Oooh - a bear (!) that would freak me out.
and, speaking of Lincoln lewis... thats kinda how I imagined Sam looking (from Nikki's Wish)
(you can google him in images). not sure how you imagined sam though...
actually, I dont even imagine my own characters - but do imagine ones in books i read. weird.
Beautiful pictures, Angie! She is a stunner and I'm so glad she's not poisonous (and that you didn't kill her).
Nomes - holy cow! I knew Australia was full of deadly creatures, but I had no idea how many! You Aussies are made of tough stuff. I've heard your box jellyfish are especially wicked. I was stung by what we think was a Man 'o War in Maui a few months ago and it was excruciating, but nothing compared to a box jellyfish I'm sure.
We have lots of black widows around here and have had to relocate a few small garter snakes so they didn't get run over by the mower, but we're pretty lucky in the city. Venture into the woods, though, and you might run into a wolf or a bear.
I have this overwhelming fear of the S word... just the word freaks me out and the minute I see pictures I freak, picturing them crawling all over my keyboard (see the insanity)
So I regret to admit that I will not read this blog post, not because I don't love you, but because it terrifies me.
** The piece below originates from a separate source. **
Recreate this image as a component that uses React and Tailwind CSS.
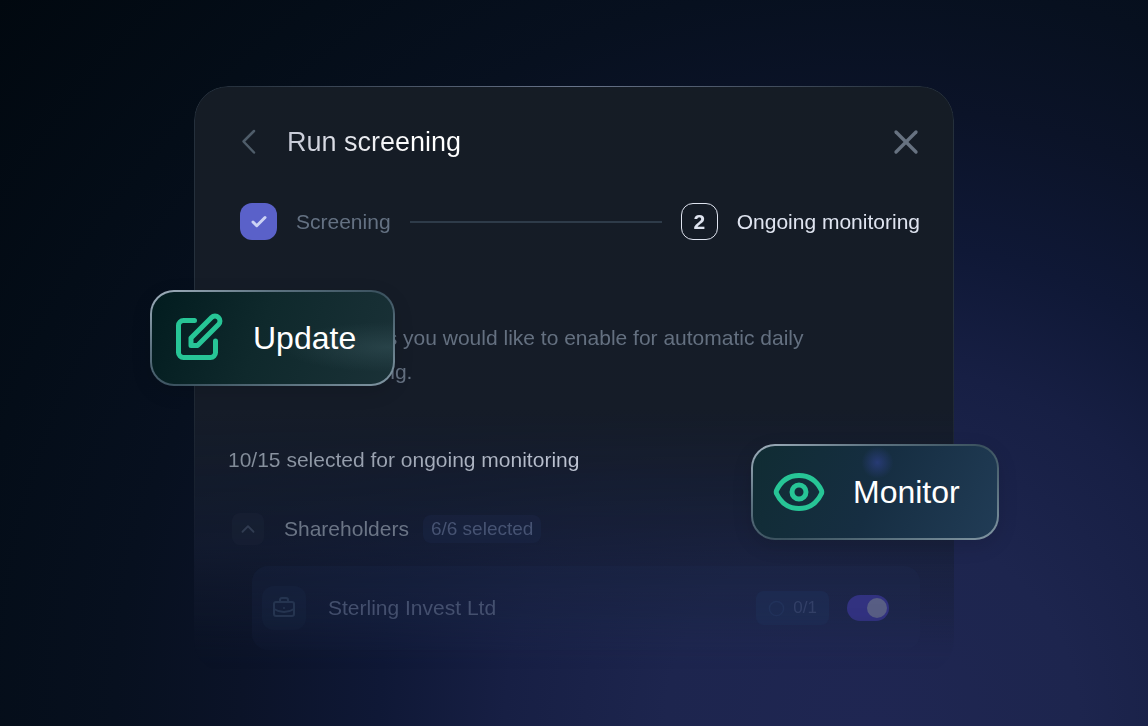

Oh and I will never be able to scroll down (at least for a few weeks) until I know the pictures are removed from my line of view...pathetic I know.
So glad you didn't kill it, because I love bugs (and spiders too).
I have seen a ton of stuff because I used to work in the swamp on research projects. I've held an alligator, seen many water moccasins (you don't hold those), seen rattlesnakes, and all the stinging insects, though we don't have scorpions or things like that.
This
http://www.ruralmysteries.com/images/SunSpiderJaws.jpg
Enough said
Angela - eek! that's kind of a scary picture.
KO- Somehow I knew you'd appreciate this post, what with the title of your blog and all. :)
Joann - I would not like seeing tons of black widows around. We do have them here like I said, but you see them more frequently out in the woods and such.
Jen - come back!! I didn't to scare you!
So here's my little bear story. We used to live kind of out in the middle of nowhere when I was growing up, woods all around and we'd occasionally get bears that would come into our yard and attack the garbage cans. It was kinda like someone shouting Fire! around our house, but instead it was Bear! And then we'd all race into the house and pray that our cats had gotten in - although thinking of it now I'm not sure why we were so afraid for the cats. I remember one bear who got his head stuck in an empty can of Crisco. It was awfully entertaining for a six year old.
I think the closest I've come to a freak-out is during a close-up encounter with a 6-inch camel spider. Ugh!!